→ **Exercise task**
Images embedded in the records are excluded; print everything else exactly as given.
-- start of Records for the exercise --
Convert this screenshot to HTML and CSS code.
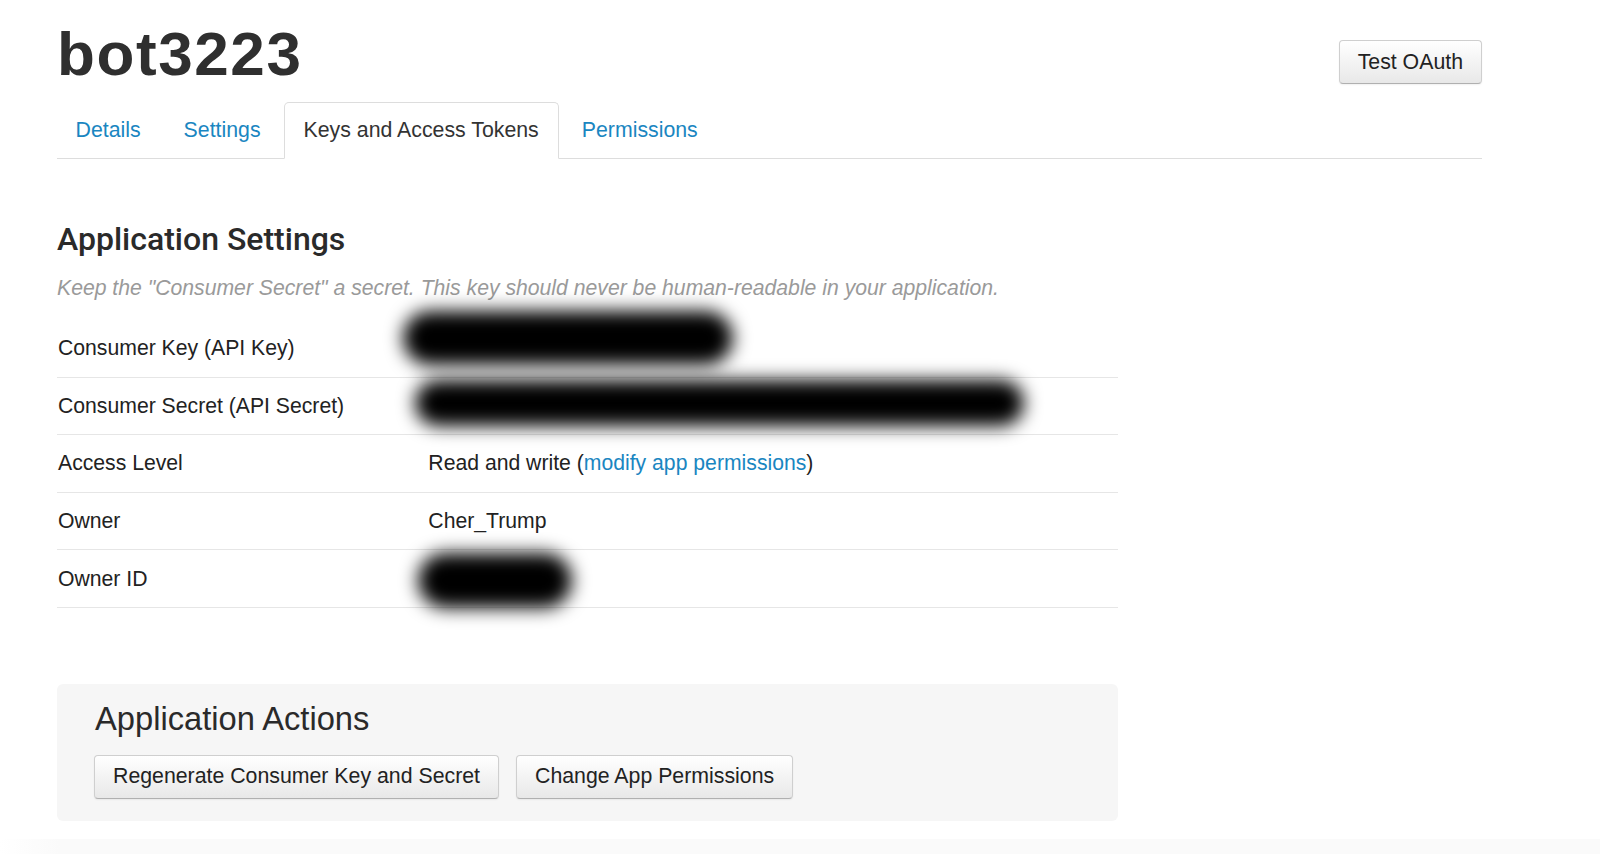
FILE: index.html
```html
<!DOCTYPE html>
<html lang="en">
<head>
<meta charset="utf-8">
<title>bot3223 - Keys and Access Tokens</title>
<link rel="stylesheet" href="styles.css">
</head>
<body>
<div class="page">
  <header class="app-header">
    <h1 class="app-title">bot3223</h1>
    <button class="btn btn-oauth" type="button">Test OAuth</button>
  </header>

  <nav class="tabs">
    <a class="tab" href="#">Details</a>
    <a class="tab" href="#">Settings</a>
    <a class="tab tab-active" href="#">Keys and Access Tokens</a>
    <a class="tab" href="#">Permissions</a>
  </nav>

  <section class="main-col">
    <h2 class="section-title">Application Settings</h2>
    <p class="section-note">Keep the "Consumer Secret" a secret. This key should never be human-readable in your application.</p>

    <div class="settings">
      <div class="row">
        <div class="label">Consumer Key (API Key)</div>
        <div class="value"><span class="redact redact-key"></span></div>
      </div>
      <div class="row">
        <div class="label">Consumer Secret (API Secret)</div>
        <div class="value"><span class="redact redact-secret"></span></div>
      </div>
      <div class="row">
        <div class="label">Access Level</div>
        <div class="value">Read and write (<a class="link" href="#">modify app permissions</a>)</div>
      </div>
      <div class="row">
        <div class="label">Owner</div>
        <div class="value">Cher_Trump</div>
      </div>
      <div class="row">
        <div class="label">Owner ID</div>
        <div class="value"><span class="redact redact-id"></span></div>
      </div>
    </div>

    <div class="actions">
      <h3 class="actions-title">Application Actions</h3>
      <div class="actions-buttons">
        <button class="btn" type="button">Regenerate Consumer Key and Secret</button>
        <button class="btn" type="button">Change App Permissions</button>
      </div>
    </div>
  </section>
</div>
<div class="footer-fade"></div>
</body>
</html>
```

FILE: styles.css
```css
html, body {
  margin: 0;
  padding: 0;
  background: #fff;
}

body {
  font-family: "Liberation Sans", Arial, Helvetica, sans-serif;
  color: #292f33;
  overflow: hidden;
  height: 854px;
}

.page {
  width: 1425px;
  padding-left: 57px;
}

.app-header {
  display: flex;
  justify-content: space-between;
  align-items: flex-start;
  padding-top: 23px;
}

.app-title {
  margin: 0;
  font-family: "Liberation Sans", Arial, sans-serif;
  font-weight: bold;
  font-size: 62px;
  line-height: 62px;
  letter-spacing: 1.6px;
  color: #2f2f2f;
}

.btn {
  font-family: "Liberation Sans", Arial, Helvetica, sans-serif;
  font-size: 21.3px;
  color: #222;
  height: 44px;
  padding: 0 18px;
  border: 1px solid #cfcfcf;
  border-bottom-color: #b0b0b0;
  border-radius: 4px;
  background: linear-gradient(#ffffff, #e8e8e8);
  box-shadow: 0 1px 2px rgba(0, 0, 0, 0.06);
  cursor: pointer;
}

.btn-oauth {
  margin-top: 17px;
  padding: 0 18px;
}

.tabs {
  display: flex;
  margin-top: 17px;
  border-bottom: 1px solid #dddddd;
}

.tab {
  display: block;
  padding: 0 19px;
  margin-right: 3px;
  margin-bottom: -1px;
  line-height: 55px;
  font-size: 21.3px;
  color: #1a86c1;
  text-decoration: none;
  border: 1px solid transparent;
  border-radius: 5px 5px 0 0;
}

.tab:first-child {
  margin-left: -1.5px;
}

.tab-active {
  color: #333;
  background: #fff;
  border-color: #dddddd;
  border-bottom-color: #fff;
}

.main-col {
  width: 1061px;
}

.section-title {
  margin: 62px 0 0;
  font-family: Roboto, "Liberation Sans", sans-serif;
  font-weight: 500;
  font-size: 32px;
  line-height: 36px;
  color: #2a2a2a;
}

.section-note {
  margin: 19px 0 0;
  font-size: 21.2px;
  line-height: 24px;
  font-style: italic;
  color: #9a9a9a;
}

.settings {
  margin-top: 20px;
}

.row {
  display: flex;
  align-items: center;
  box-sizing: border-box;
  height: 57.6px;
  border-bottom: 1px solid #e6e6e6;
  font-size: 21.2px;
  color: #222;
}

.label {
  width: 35%;
  flex: none;
  padding-left: 1px;
  box-sizing: border-box;
}

.value {
  position: relative;
  flex: 1;
  align-self: stretch;
  display: flex;
  align-items: center;
}

.link {
  color: #1a86c1;
  text-decoration: none;
}

.redact {
  position: absolute;
  background: #000;
  border-radius: 40px;
  filter: blur(9px);
}

.redact-key {
  left: -25px;
  top: -9px;
  width: 330px;
  height: 54px;
}

.redact-secret {
  left: -13px;
  top: 2px;
  width: 609px;
  height: 46px;
}

.redact-id {
  left: -10px;
  top: 3px;
  width: 154px;
  height: 55px;
}

.actions {
  margin-top: 76px;
  background: #f6f6f6;
  border-radius: 6px;
  padding: 17px 36px 22px 38px;
}

.actions-title {
  margin: 0;
  font-weight: normal;
  font-size: 32.7px;
  line-height: 36px;
  color: #2a2a2a;
}

.actions-buttons {
  display: flex;
  gap: 17px;
  margin-top: 18px;
  margin-left: -1px;
}

.footer-fade {
  margin-top: 18px;
  height: 40px;
  background: linear-gradient(to right, #ffffff 0, #fafafa 60px, #fafafa 100%);
}
```
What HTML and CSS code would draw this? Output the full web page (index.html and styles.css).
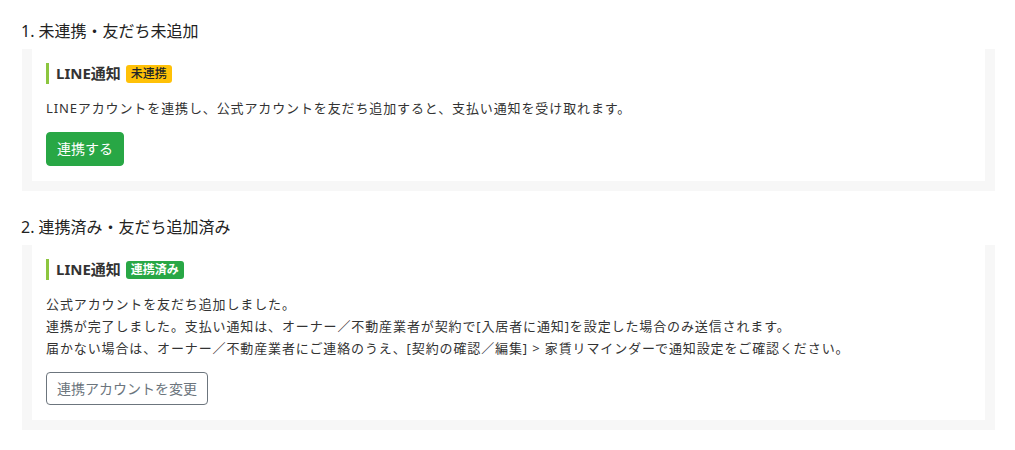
-- end of Records for the exercise --
→ **Answer to this task**
Convert this screenshot to HTML and CSS code.
FILE: index.html
```html
<!DOCTYPE html>
<html lang="en">
<head>
<meta charset="utf-8">
<title>bot3223 - Keys and Access Tokens</title>
<link rel="stylesheet" href="styles.css">
</head>
<body>
<div class="page">
  <header class="app-header">
    <h1 class="app-title">bot3223</h1>
    <button class="btn btn-oauth" type="button">Test OAuth</button>
  </header>

  <nav class="tabs">
    <a class="tab" href="#">Details</a>
    <a class="tab" href="#">Settings</a>
    <a class="tab tab-active" href="#">Keys and Access Tokens</a>
    <a class="tab" href="#">Permissions</a>
  </nav>

  <section class="main-col">
    <h2 class="section-title">Application Settings</h2>
    <p class="section-note">Keep the "Consumer Secret" a secret. This key should never be human-readable in your application.</p>

    <div class="settings">
      <div class="row">
        <div class="label">Consumer Key (API Key)</div>
        <div class="value"><span class="redact redact-key"></span></div>
      </div>
      <div class="row">
        <div class="label">Consumer Secret (API Secret)</div>
        <div class="value"><span class="redact redact-secret"></span></div>
      </div>
      <div class="row">
        <div class="label">Access Level</div>
        <div class="value">Read and write (<a class="link" href="#">modify app permissions</a>)</div>
      </div>
      <div class="row">
        <div class="label">Owner</div>
        <div class="value">Cher_Trump</div>
      </div>
      <div class="row">
        <div class="label">Owner ID</div>
        <div class="value"><span class="redact redact-id"></span></div>
      </div>
    </div>

    <div class="actions">
      <h3 class="actions-title">Application Actions</h3>
      <div class="actions-buttons">
        <button class="btn" type="button">Regenerate Consumer Key and Secret</button>
        <button class="btn" type="button">Change App Permissions</button>
      </div>
    </div>
  </section>
</div>
<div class="footer-fade"></div>
</body>
</html>
```

FILE: styles.css
```css
html, body {
  margin: 0;
  padding: 0;
  background: #fff;
}

body {
  font-family: "Liberation Sans", Arial, Helvetica, sans-serif;
  color: #292f33;
  overflow: hidden;
  height: 854px;
}

.page {
  width: 1425px;
  padding-left: 57px;
}

.app-header {
  display: flex;
  justify-content: space-between;
  align-items: flex-start;
  padding-top: 23px;
}

.app-title {
  margin: 0;
  font-family: "Liberation Sans", Arial, sans-serif;
  font-weight: bold;
  font-size: 62px;
  line-height: 62px;
  letter-spacing: 1.6px;
  color: #2f2f2f;
}

.btn {
  font-family: "Liberation Sans", Arial, Helvetica, sans-serif;
  font-size: 21.3px;
  color: #222;
  height: 44px;
  padding: 0 18px;
  border: 1px solid #cfcfcf;
  border-bottom-color: #b0b0b0;
  border-radius: 4px;
  background: linear-gradient(#ffffff, #e8e8e8);
  box-shadow: 0 1px 2px rgba(0, 0, 0, 0.06);
  cursor: pointer;
}

.btn-oauth {
  margin-top: 17px;
  padding: 0 18px;
}

.tabs {
  display: flex;
  margin-top: 17px;
  border-bottom: 1px solid #dddddd;
}

.tab {
  display: block;
  padding: 0 19px;
  margin-right: 3px;
  margin-bottom: -1px;
  line-height: 55px;
  font-size: 21.3px;
  color: #1a86c1;
  text-decoration: none;
  border: 1px solid transparent;
  border-radius: 5px 5px 0 0;
}

.tab:first-child {
  margin-left: -1.5px;
}

.tab-active {
  color: #333;
  background: #fff;
  border-color: #dddddd;
  border-bottom-color: #fff;
}

.main-col {
  width: 1061px;
}

.section-title {
  margin: 62px 0 0;
  font-family: Roboto, "Liberation Sans", sans-serif;
  font-weight: 500;
  font-size: 32px;
  line-height: 36px;
  color: #2a2a2a;
}

.section-note {
  margin: 19px 0 0;
  font-size: 21.2px;
  line-height: 24px;
  font-style: italic;
  color: #9a9a9a;
}

.settings {
  margin-top: 20px;
}

.row {
  display: flex;
  align-items: center;
  box-sizing: border-box;
  height: 57.6px;
  border-bottom: 1px solid #e6e6e6;
  font-size: 21.2px;
  color: #222;
}

.label {
  width: 35%;
  flex: none;
  padding-left: 1px;
  box-sizing: border-box;
}

.value {
  position: relative;
  flex: 1;
  align-self: stretch;
  display: flex;
  align-items: center;
}

.link {
  color: #1a86c1;
  text-decoration: none;
}

.redact {
  position: absolute;
  background: #000;
  border-radius: 40px;
  filter: blur(9px);
}

.redact-key {
  left: -25px;
  top: -9px;
  width: 330px;
  height: 54px;
}

.redact-secret {
  left: -13px;
  top: 2px;
  width: 609px;
  height: 46px;
}

.redact-id {
  left: -10px;
  top: 3px;
  width: 154px;
  height: 55px;
}

.actions {
  margin-top: 76px;
  background: #f6f6f6;
  border-radius: 6px;
  padding: 17px 36px 22px 38px;
}

.actions-title {
  margin: 0;
  font-weight: normal;
  font-size: 32.7px;
  line-height: 36px;
  color: #2a2a2a;
}

.actions-buttons {
  display: flex;
  gap: 17px;
  margin-top: 18px;
  margin-left: -1px;
}

.footer-fade {
  margin-top: 18px;
  height: 40px;
  background: linear-gradient(to right, #ffffff 0, #fafafa 60px, #fafafa 100%);
}
```
What HTML and CSS code would draw this? Output the full web page (index.html and styles.css).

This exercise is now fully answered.